When we call the Black Stars something that suits South Africa, we’re smudging out this history. Imagine if some other country tried to appropriate Nelson Mandela (it’s not an exact analogy, but it works), and made a concerted effort to have him renamed so as to suit the people of that country. How would that feel to you? Would it be funny or deeply offensive?
Destiny Man editor Kojo Baffoe finds the “South Africanisation” of the Black Stars insulting. “In a way, it implies that South Africa is superior and, therefore, by localising it, one is celebrating and supporting,” he said.
“The team name was not randomly chosen. Someone didn’t wake up one day and say ‘what a cool idea’, let’s call the team the Black Stars. It is very much about history and a Ghanaian and African identity. The Black Star is at the centre of the flag, the people, and the identity.
“The irony is that the whole thing started during the (2010) World Cup, in a country that is still grappling with xenophobia … that often talks of ‘going to Africa’, and that in many ways sees itself as superior to the rest of the continent.
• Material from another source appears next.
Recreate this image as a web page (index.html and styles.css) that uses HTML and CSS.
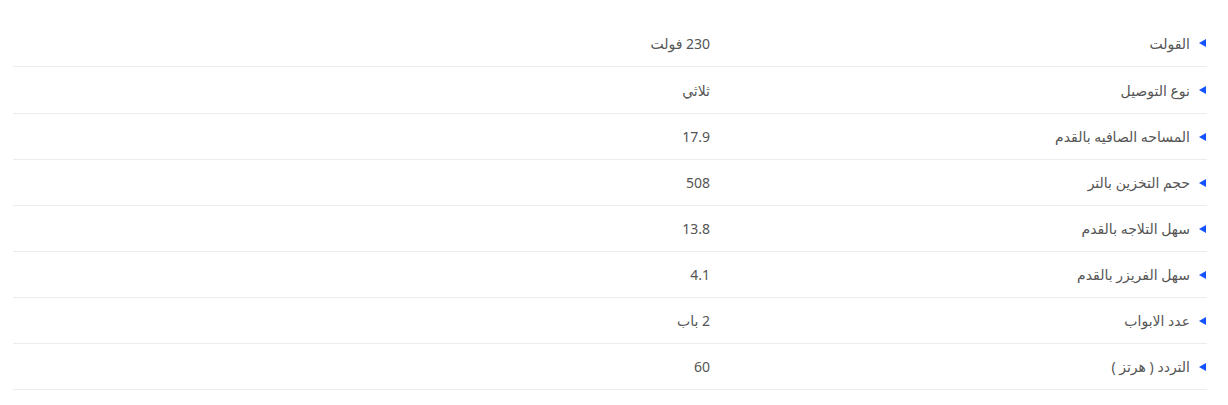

To then seek to claim and ‘support’ a team from a country whose citizens are viewed as ‘makwerekwere’ by changing its name (is insulting),” he said.
I suppose we ought to be a bit happy that South Africans are beginning to notice that the rest of Africa. In a positive way. But we can be better than “BaGhana BaGhana”. It’s not very clever or funny. It’s embarrassing. Headline writers? Politicians? Spare us, please.
On a personal note, I do hope the Black Stars win the CHAN2014. Sorry Nigeria. It’s your fault (for being better than Bafana) that this BaGhana nonsense is back.